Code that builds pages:
########
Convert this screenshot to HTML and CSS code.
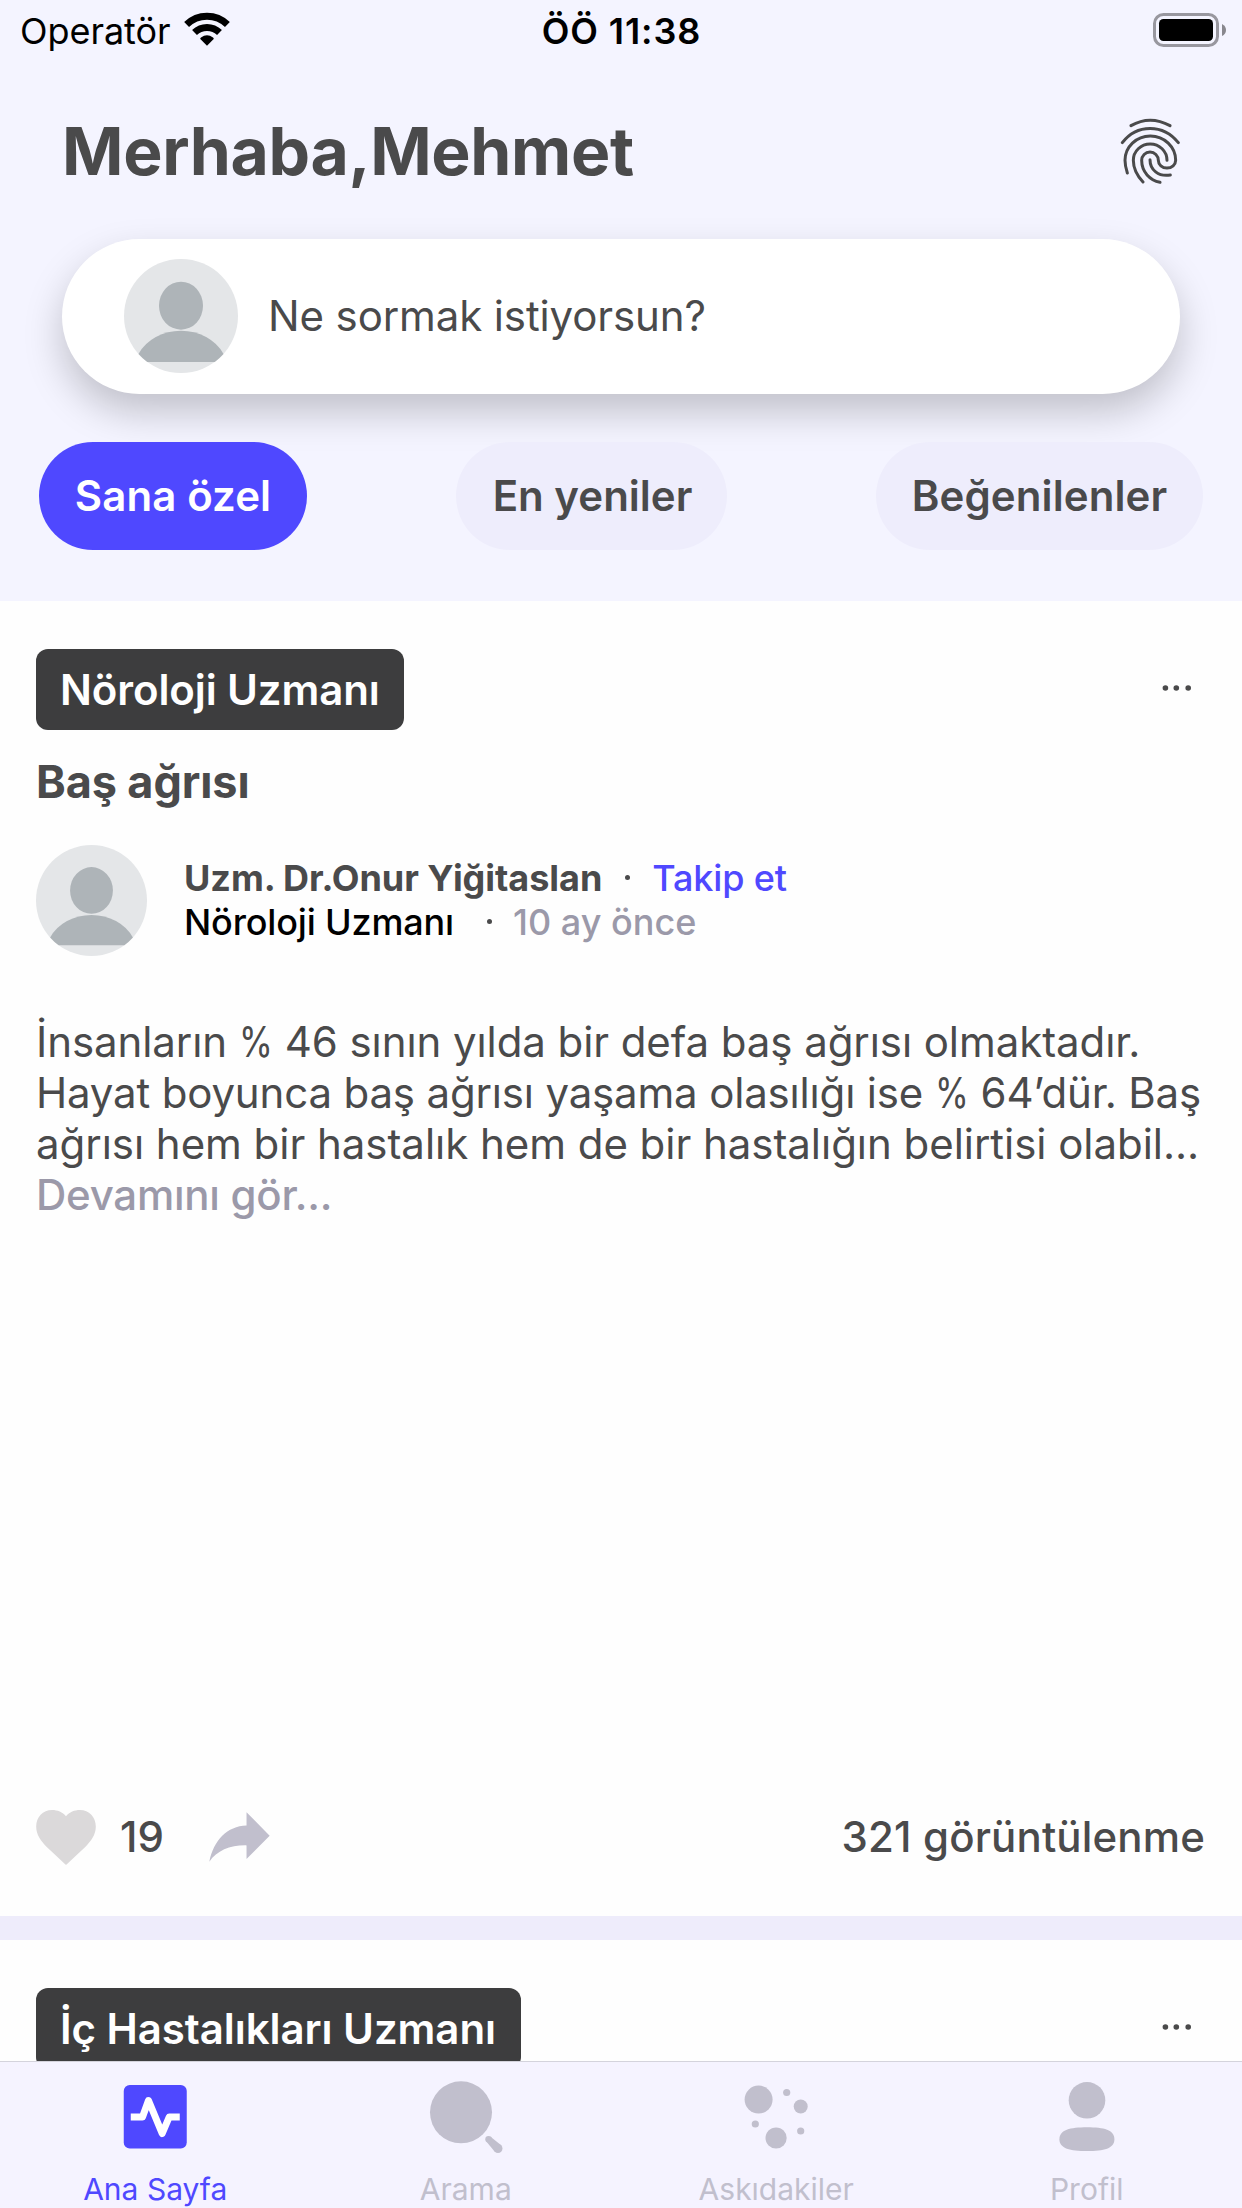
FILE: index.html
```
<!DOCTYPE html>
<html lang="tr">
<head>
<meta charset="utf-8">
<title>Ana Sayfa</title>
<link rel="stylesheet" href="styles.css">
</head>
<body>
<svg class="defs" aria-hidden="true">
  <symbol id="avatar" viewBox="0 0 114 114">
    <circle cx="57" cy="57" r="57" fill="#e4e6e8"/>
    <ellipse cx="57" cy="46.7" rx="22" ry="24" fill="#aeb4b8"/>
    <path d="M14.500 95A47 40.500 0 0 1 99.500 95A57 57 0 0 1 90.700 103H23.300A57 57 0 0 1 14.500 95Z" fill="#aeb4b8"/>
  </symbol>
  <symbol id="more" viewBox="0 0 30 8">
    <circle cx="3.4" cy="4" r="2.8"/><circle cx="14.3" cy="4" r="2.8"/><circle cx="26.2" cy="4" r="2.8"/>
  </symbol>
</svg>
<div class="app">
  <header class="header">
    <div class="status">
      <div class="carrier">
        <span>Operatör</span>
        <svg width="46" height="35" viewBox="0 0 46 35">
          <g fill="none" stroke="#000" stroke-width="7">
            <path d="M2.6 12.4A29.3 29.3 0 0 1 43.4 12.4"/>
            <path d="M10.5 20.6A18 18 0 0 1 35.5 20.6"/>
          </g>
          <path d="M23 33.7L16.3 27Q16 26 17 25.400A10 10 0 0 1 29 25.400Q30 26 29.700 27Z"/>
        </svg>
      </div>
      <span class="clock">ÖÖ 11:38</span>
      <svg class="battery" width="73" height="34" viewBox="0 0 73 34">
        <rect x="1.500" y="1.500" width="63" height="31" rx="9" fill="none" stroke="#98979f" stroke-width="3"/>
        <rect x="6" y="6" width="54" height="22" rx="4.500"/>
        <path d="M69 11Q73 13 73 17T69 23Z" fill="#88878e"/>
      </svg>
    </div>
    <div class="greeting">
      <h1>Merhaba,Mehmet</h1>
      <svg width="60" height="67" viewBox="90 350 180 201" fill="none" stroke="#4a4a4b" stroke-width="9" stroke-linecap="round">
        <path d="M123 376Q180 343 240 376"/>
        <path d="M97 427C140 370 220 370 265 427"/>
        <path d="M112 518C106 500 105 495 105 480A76 73 0 0 1 257 480A26 23 0 0 1 205 480A25 25 0 0 0 155 480C155 515 180 540 210 546"/>
        <path d="M159 545C140 525 130 505 130 480A50.500 49 0 0 1 231 480"/>
        <path d="M180 478C180 508 205 530 241 524"/>
      </svg>
    </div>
    <div class="ask">
      <svg width="114" height="114"><use href="#avatar"/></svg>
      <span>Ne sormak istiyorsun?</span>
    </div>
    <nav class="filters">
      <a class="pill pill-first">Sana özel</a>
      <a class="pill pill-second">En yeniler</a>
      <a class="pill pill-third">Beğenilenler</a>
    </nav>
  </header>
  <main class="feed">
    <article class="post">
      <div class="post-top">
        <span class="tag">Nöroloji Uzmanı</span>
        <svg class="more" width="30" height="8"><use href="#more"/></svg>
      </div>
      <h2>Baş ağrısı</h2>
      <div class="author">
        <svg width="111" height="111"><use href="#avatar"/></svg>
        <div class="author-text">
          <div class="line"><b>Uzm. Dr.Onur Yiğitaslan</b><i class="dot"></i><span class="follow">Takip et</span></div>
          <div class="line"><span class="role">Nöroloji Uzmanı</span><i class="dot dot-role"></i><span class="ago">10 ay önce</span></div>
        </div>
      </div>
      <div class="body">
        <div class="l1">İnsanların <span class="pct">%</span> 46 sının yılda bir defa baş ağrısı olmaktadır.</div>
        <div class="l2">Hayat boyunca baş ağrısı yaşama olasılığı ise <span class="pct">%</span> 64’dür. Baş</div>
        <div class="l3">ağrısı hem bir hastalık hem de bir hastalığın belirtisi olabil...</div>
        <div class="readmore">Devamını gör...</div>
      </div>
      <footer class="actions">
        <svg width="60" height="55" viewBox="108 90 180 166"><path fill="#dbd9da" d="M198 109C188 96 172 90 156 90C128 90 108 112 108 140C108 165 122 183 140 202L198 256L256 202C274 183 288 165 288 140C288 112 268 90 240 90C224 90 208 96 198 109Z"/></svg>
        <span class="likes">19</span>
        <svg width="61" height="50" viewBox="626 96 182 148"><path fill="#c1bfcd" d="M738 96L807 166L738 236V195C690 194 650 210 627 244C640 180 680 138 738 136Z"/></svg>
        <span class="views">321 görüntülenme</span>
      </footer>
    </article>
    <article class="post">
      <div class="post-top">
        <span class="tag tag-wide">İç Hastalıkları Uzmanı</span>
        <svg class="more" width="30" height="8"><use href="#more"/></svg>
      </div>
    </article>
  </main>
  <nav class="tabs">
    <a class="tab active">
      <svg width="80" height="80" viewBox="0 0 80 80"><rect x="8.750" y="9" width="63" height="63.500" rx="6"/><path d="M15.750 41H27.500L33.500 24.500L47.200 57.500L54.200 41H64.750" fill="none" stroke="#fff" stroke-width="7" stroke-linejoin="round"/></svg>
      <span>Ana Sayfa</span>
    </a>
    <a class="tab">
      <svg width="80" height="80" viewBox="0 0 80 80"><circle cx="35" cy="36.300" r="31"/><circle cx="62.600" cy="63.300" r="3.300"/><circle cx="72" cy="72.500" r="4.500"/><path d="M64.900 61L75.200 69.300L68.800 75.700L60.300 65.600Z"/></svg>
      <span>Arama</span>
    </a>
    <a class="tab">
      <svg width="80" height="80" viewBox="0 0 80 80"><circle cx="22.600" cy="23.600" r="14"/><circle cx="50.700" cy="16.500" r="3.600"/><circle cx="64.700" cy="30.500" r="7"/><circle cx="19.300" cy="48" r="3.600"/><circle cx="40.100" cy="62" r="10.600"/><circle cx="64.700" cy="55" r="3.600"/></svg>
      <span>Askıdakiler</span>
    </a>
    <a class="tab">
      <svg width="80" height="80" viewBox="0 0 80 80"><circle cx="40" cy="24.300" r="18.300"/><path d="M40 51.300C57 51.300 67.400 54 67.400 63.200C67.400 72.500 57 75 40 75C23 75 12.400 72.500 12.400 63.200C12.400 54 23 51.300 40 51.300Z"/></svg>
      <span>Profil</span>
    </a>
  </nav>
</div>
</body>
</html>
```
FILE: styles.css
```
* { box-sizing: border-box; margin: 0; padding: 0; }
body { font-family: Inter, "Noto Sans", sans-serif; color: #4a4a4b; background: #fefefe; }
svg { display: block; flex: none; }
.defs { display: none; }

.app { width: 1242px; height: 2208px; display: flex; flex-direction: column; overflow: hidden; }

.header { flex: none; height: 601px; background: #f4f4ff; }
.status { height: 62px; padding: 0 16px 0 20px; display: grid; grid-template-columns: 1fr auto 1fr; align-items: center; font-size: 36px; line-height: 62px; color: #000; }
.carrier { display: flex; align-items: center; gap: 13px; letter-spacing: -0.05px; }
.carrier svg { margin-bottom: 3px; }
.clock { font-weight: 600; letter-spacing: 0.9px; padding-right: 3px; }
.battery { justify-self: end; margin-bottom: 2px; }

.greeting { height: 177px; padding: 0 62px; display: flex; align-items: center; justify-content: space-between; }
h1 { font-size: 66px; font-weight: 700; line-height: 80px; letter-spacing: -0.32px; }

.ask { height: 155px; margin: 0 62px; padding-left: 62px; display: flex; align-items: center; gap: 30px; border-radius: 78px; background: #fff; box-shadow: 0 18px 38px rgba(0, 0, 0, 0.21); font-size: 42px; letter-spacing: -0.12px; }
.ask svg { margin-bottom: 1px; }
.ask span { padding-bottom: 2px; }

.filters { position: relative; margin-top: 48px; padding: 0 39px; display: flex; justify-content: space-between; }
.pill { height: 108px; border-radius: 54px; background: #eeedfc; font-size: 42px; font-weight: 600; line-height: 108px; text-align: center; letter-spacing: 0.1px; }
.pill-first { width: 268px; background: #4f48ff; color: #fff; }
.pill-second { width: 271px; padding-left: 2px; letter-spacing: 0; }
.pill-third { width: 327px; }

.feed { flex: 1; min-height: 0; overflow: hidden; background: #eeecfb; }
.post { height: 1315px; padding: 48px 36px 49px; display: flex; flex-direction: column; background: #fefefe; }
.post + .post { margin-top: 24px; }
.post-top { display: flex; align-items: center; justify-content: space-between; }
.tag { height: 81px; padding: 0 24px; border-radius: 12px; background: #3d3d3e; color: #fff; font-size: 42px; font-weight: 600; line-height: 81px; letter-spacing: -0.1px; }
.tag-wide { padding-right: 25px; letter-spacing: -0.06px; }
.more { margin: 0 14px 4px 0; fill: #4a4a4b; }
h2 { margin-top: 25px; font-size: 45px; font-weight: 700; line-height: 54px; letter-spacing: -0.1px; }

.author { margin-top: 36px; display: flex; align-items: center; gap: 37px; }
.author-text { padding-bottom: 2px; font-size: 36px; line-height: 44px; }
.line { display: flex; align-items: center; }
.line b { font-weight: 700; letter-spacing: -0.04px; }
.dot { width: 5px; height: 5px; margin: 0 22px 0 23px; border-radius: 50%; background: #4a4a4b; }
.dot-role { margin: 0 21px 0 33px; }
.follow { font-weight: 500; color: #4f48ff; letter-spacing: -0.15px; }
.role { font-weight: 500; color: #000; letter-spacing: -0.16px; }
.ago { font-weight: 500; color: #9b99a9; }

.body { margin-top: 60px; font-size: 42px; line-height: 51px; white-space: nowrap; }
.pct { display: inline-block; margin-right: -7px; transform: scaleX(0.82); transform-origin: 0 50%; }
.l1 { letter-spacing: -0.08px; }
.l2 { letter-spacing: -0.17px; }
.l3 { letter-spacing: -0.04px; }
.readmore { font-weight: 500; color: #9b99a9; letter-spacing: -0.25px; }

.actions { height: 60px; margin-top: auto; display: flex; align-items: center; font-size: 42px; font-weight: 500; }
.likes { margin: 0 45px 1px 24px; }
.views { margin: 0 1px 1px auto; letter-spacing: 0.15px; }

.tabs { flex: none; height: 147px; display: grid; grid-template-columns: repeat(4, 1fr); border-top: 1px solid #d4d3dc; background: #f5f3ff; }
.tab { padding-top: 14px; display: flex; flex-direction: column; align-items: center; gap: 15px; font-size: 30px; line-height: 36px; color: #c1bfcd; fill: #c1bfcd; }
.active { color: #4f48ff; fill: #4f48ff; }
```
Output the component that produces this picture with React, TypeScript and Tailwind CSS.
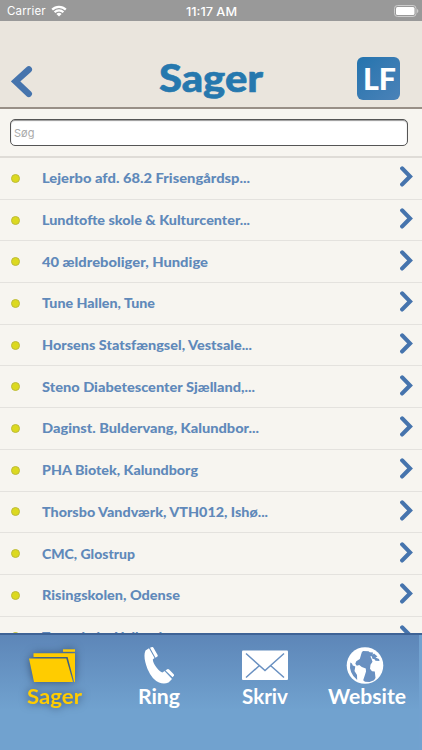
import type { ReactNode } from "react";

interface Sag {
  navn: string;
  // rendered width of the title in px
  width: number;
}

const sager: Sag[] = [
  { navn: "Lejerbo afd. 68.2 Frisengårdsp...", width: 208 },
  { navn: "Lundtofte skole & Kulturcenter...", width: 208 },
  { navn: "40 ældreboliger, Hundige", width: 166 },
  { navn: "Tune Hallen, Tune", width: 113 },
  { navn: "Horsens Statsfængsel, Vestsale...", width: 210 },
  { navn: "Steno Diabetescenter Sjælland,...", width: 213 },
  { navn: "Daginst. Buldervang, Kalundbor...", width: 217 },
  { navn: "PHA Biotek, Kalundborg", width: 156 },
  { navn: "Thorsbo Vandværk, VTH012, Ishø...", width: 226 },
  { navn: "CMC, Glostrup", width: 93 },
  { navn: "Risingskolen, Odense", width: 138 },
  { navn: "Tune skole, Hallund", width: 120 },
];

interface FittedTextProps {
  children: string;
  width: number;
  height: number;
  baseline: number;
  className: string;
}

// Single line of text stretched to a fixed width
function FittedText({ children, width, height, baseline, className }: FittedTextProps) {
  return (
    <svg width={width} height={height} className={`block shrink-0 overflow-visible ${className}`}>
      <text x="0" y={baseline} textLength={width} lengthAdjust="spacingAndGlyphs" fill="currentColor">
        {children}
      </text>
    </svg>
  );
}

function StatusBar() {
  return (
    <div className="grid h-[21px] shrink-0 grid-cols-3 items-center bg-[#999] px-[7px] pt-px font-[Inter,sans-serif] text-[11.5px] text-white">
      <div className="flex items-center gap-[5px]">
        <span className="pt-px tracking-[0.15px]">Carrier</span>
        <svg width="16" height="12" viewBox="0 0 16 12" fill="none" stroke="currentColor" strokeWidth="2.2">
          <path d="M1.200 4.600a9.600 9.600 0 0 1 13.600 0M3.600 7.200a6.200 6.200 0 0 1 8.800 0" />
          <path d="M8 11.600 5.400 9a3.700 3.700 0 0 1 5.200 0z" fill="currentColor" stroke="none" />
        </svg>
      </div>
      <FittedText width={51} height={14} baseline={11.5} className="justify-self-center font-medium">
        11:17 AM
      </FittedText>
      <svg className="mr-[-5px] justify-self-end" width="26" height="12" viewBox="0 0 26 12">
        <rect x="0.5" y="0.5" width="21.500" height="11" rx="3" fill="none" stroke="#ccc" />
        <rect x="2" y="2" width="18.500" height="8" rx="1.500" fill="#fff" />
        <path d="M23 4v4q1.400-.6 1.400-2T23 4z" fill="#ccc" />
      </svg>
    </div>
  );
}

function Header() {
  return (
    <header className="flex h-[88px] shrink-0 items-start justify-between border-b-2 border-[#988f86] bg-[#eae5dd] pr-[22px] pl-[11px]">
      <svg className="mt-[44px]" width="22" height="33" viewBox="0 0 22 33" fill="none" stroke="#4674ad" strokeWidth="6.400" strokeLinecap="round" strokeLinejoin="miter">
        <path d="M17.800 4.500 4.600 16.400 17.800 28.800" />
      </svg>
      <FittedText width={104} height={50} baseline={35.5} className="mt-[35px] ml-[32px] font-[Lato,sans-serif] text-[38px] font-black text-[#2678ae] [stroke-width:0.6px] stroke-[#2678ae]">
        Sager
      </FittedText>
      <div className="mt-[36px] flex size-[43px] items-center justify-center rounded-[6px] bg-linear-to-br from-[#2374ae] to-[#4a82b8]">
        <FittedText width={33} height={24} baseline={23} className="ml-[2px] font-[Lato,sans-serif] text-[31px] font-black text-white">
          LF
        </FittedText>
      </div>
    </header>
  );
}

function SagRow({ navn, width }: Sag) {
  return (
    <li className="flex h-[41.7px] items-center border-b-[1.5px] border-[#e4e2de] pr-[9px] pl-[11px]">
      <span className="size-[9px] shrink-0 rounded-full border border-[#bdbb3a] bg-[#dcd91f]" />
      <FittedText width={width} height={20} baseline={15} className="ml-[22px] font-[Lato,sans-serif] text-[14px] font-black text-[#6089ba]">
        {navn}
      </FittedText>
      <svg className="mt-[-3px] ml-auto" width="13" height="21" viewBox="0 0 13 21" fill="none" stroke="#4674ad" strokeWidth="4.200" strokeLinecap="round">
        <path d="M2.200 2.400 10 10.400 2.200 18.400" />
      </svg>
    </li>
  );
}

interface TabProps {
  label: string;
  width: number;
  className: string;
  children: ReactNode;
}

function Tab({ label, width, className, children }: TabProps) {
  return (
    <button type="button" className={`flex flex-col items-center ${className}`}>
      {children}
      <FittedText width={width} height={26} baseline={20} className="font-[Lato,sans-serif] text-[21px] font-bold">
        {label}
      </FittedText>
    </button>
  );
}

function TabBar() {
  return (
    <nav className="flex h-[117px] shrink-0 border-t-2 border-[#3e6396] bg-[linear-gradient(#5d86b8,#71a2cf_75px)]">
      <div className="flex w-[419px] shrink-0 pt-[12px]">
        <Tab label="Sager" width={55} className="w-[108px] text-[#fc0] drop-shadow-[0_0_4px_#344f70]">
          <svg width="48" height="37" viewBox="0 0 48 37" fill="currentColor" className="ml-[-4px]">
            <path d="M35 2.300h12v2.500H35z" />
            <path d="M5.500 6.300h41.500v28.700h-.8L39.600 10H5.500z" />
            <path d="M1 11.400h37.300L45 35H6z" />
          </svg>
        </Tab>
        <Tab label="Ring" width={42} className="w-[102px] text-white">
          <svg width="30" height="37" viewBox="0 0 30 37" fill="currentColor">
            <path d="M1.500 3.500 5 1.300 10.500 11 8.800 12.500Q9 16 12.500 20.500q3.500 4.500 6 5L20.500 24l7.500 8-3.500 3.500Q20 37.500 15 35.500 8 32.500 3.500 22-1.300 9.500 1.500 3.500z" />
            <path d="M6 .8 8 .1q1-.3 1.600.8l4 7q.6 1.200-.5 1.900L11.500 10.700zM21.500 23.500l1.700-1.200q1-.7 1.900.3l4.600 4.700q.9 1-.1 1.800l-1 1.200z" />
          </svg>
        </Tab>
        <Tab label="Skriv" width={46} className="w-[110px] text-white">
          <svg width="46" height="37" viewBox="0 0 46 37" fill="none">
            <rect y="3.500" width="46" height="29.500" rx="1" fill="currentColor" />
            <path d="M4 6.500 23 23.500 42 6.500M4 30.500l13.500-12M42 30.500l-13.500-12" stroke="#6990c1" strokeWidth="1.500" />
          </svg>
        </Tab>
        <Tab label="Website" width={78} className="w-[94px] text-white">
          <svg width="38" height="37" viewBox="0 0 38 37" className="ml-[-4px]">
            <circle cx="19" cy="18.500" r="18.300" fill="currentColor" />
            <g fill="#6990c1">
              <path d="M15.800 5.200 17 4l5.500.2 1.300 1 3.200.3-.5 3.500-2.200.5 1.200 2.200 1 3-2 3-.5 4 2 2.500 2.800.3.700 6.500-1.500 2.200-4.500 1.800-4.500-.2-1.800-1.500 1.800-5.500 1-3.200-.2-3.100-4-1.500-2.500-2-2.500.7-1.500-2 1-2.500 3.500-2.200z" />
              <path d="M4.300 15.500q2 .5 2.500 3l2.500 1-.8 4.500 2.500 4 .2 5Q2.500 26 4.300 15.500z" />
              <path d="m25.500 8.500 2.500-2 3.500 3-2 1 3.500 1.500.5 2-4-.2-1-1.500-2-.5z" />
            </g>
          </svg>
        </Tab>
      </div>
      <div className="flex-1 bg-[#72a2d0]" />
    </nav>
  );
}

export default function App() {
  return (
    <div className="flex h-[750px] w-[422px] flex-col overflow-hidden bg-[#f7f5f0]">
      <StatusBar />
      <Header />
      <div className="h-[49px] shrink-0 border-b-2 border-[#dfdcd7] px-[10px] pr-[14px] pt-[10px]">
        <input
          type="text"
          placeholder="Søg"
          className="block h-[27px] w-full rounded-[5px] border border-[#555] bg-white px-[3px] font-[Inter,sans-serif] text-[11px] shadow-[inset_0_1px_1px_#999] placeholder:text-[#aaa]"
        />
      </div>
      <ul className="min-h-0 flex-1 overflow-hidden">
        {sager.map((sag) => (
          <SagRow key={sag.navn} {...sag} />
        ))}
      </ul>
      <TabBar />
    </div>
  );
}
########
Copy each line of the preceding data that contains the string "this".

Convert this screenshot to HTML and CSS code.
Output the component that produces this picture with React, TypeScript and Tailwind CSS.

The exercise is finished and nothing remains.